潮来に循環器医療機関 26日から診療開始 「心臓リハビリ」対応も 茨城

茨城県潮来市内に鹿行地域待望の循環器専門医療機関が開院する。2004年に閉校した同市島須の八代小学校跡地に医療法人・玉心会(同県神栖市平泉)が整備していた潮来ハートクリニック(阿久津靖院長)が26日から診療を開始する。潮来市民は、県内の隣接市や千葉県にある医療機関を受診するのが現状で、市民の身近にある街の診療所を市内に誘致することは長年の悲願だった。
同校グラウンド跡(敷地約4349平方メートル)に鉄筋コンクリート平屋建てを新築。建物は、診療スペース約700平方メートルと薬局スペースを備える。心臓を撮影するCT(コンピューター断層撮影)やMRI、超音波(エコー)など最新の検査機器を配置し、血液検査など各種検査結果は、基本的に当日説明が行われる。
外来のみで、入院治療や手術が必要となった場合は、鹿嶋ハートクリニック(神栖市平泉)で受け入れも可能。病気の進行を防ぎ、再発や再入院を減らすプログラム「心臓リハビリテーション」にも対応する。
潮来市によると、循環器に特化したクリニックの開設は初めて。今回の整備に当たり、同市は、土地建物取得費、高度医療機器取得費として、それぞれ3000万円を助成。このほか、開業資金として3000万円を貸与した(10年間、市内で診療業務を行った場合は返済免除)。
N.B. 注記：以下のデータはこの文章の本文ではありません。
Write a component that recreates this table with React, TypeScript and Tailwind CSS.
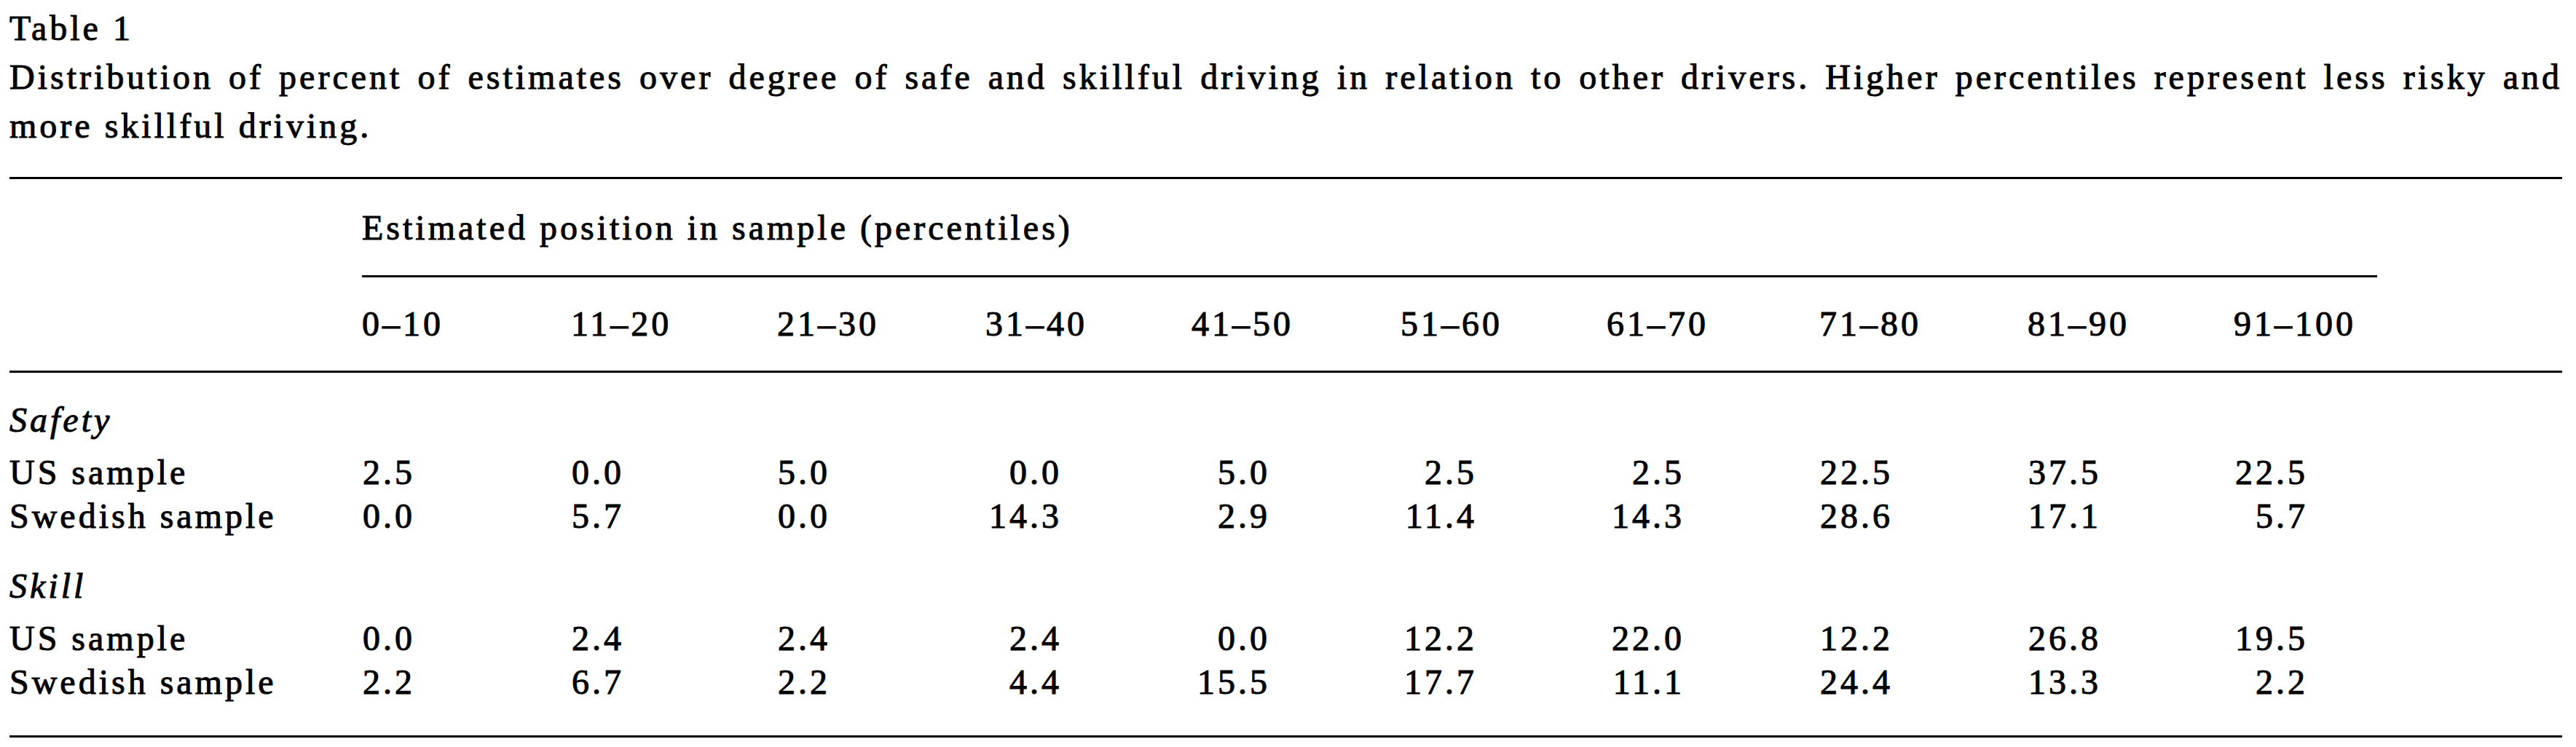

昨年4月にスタートした「特定医療機関誘致助成金制度」によるもので、今後も市内に小児科、産婦人科、循環器科を診療所として新たに開設する医療機関などに対し、審査を行った上で、最大9000万円を助成する方針だ。
玉心会の大城恬瑩理事長は「最先端の医療機器で、外来患者に迅速かつ正確な診断と適切な治療を実行して鹿行地域住民の医療安全を守り、医療資源過疎の緩和に努めていきたい」と力を込める。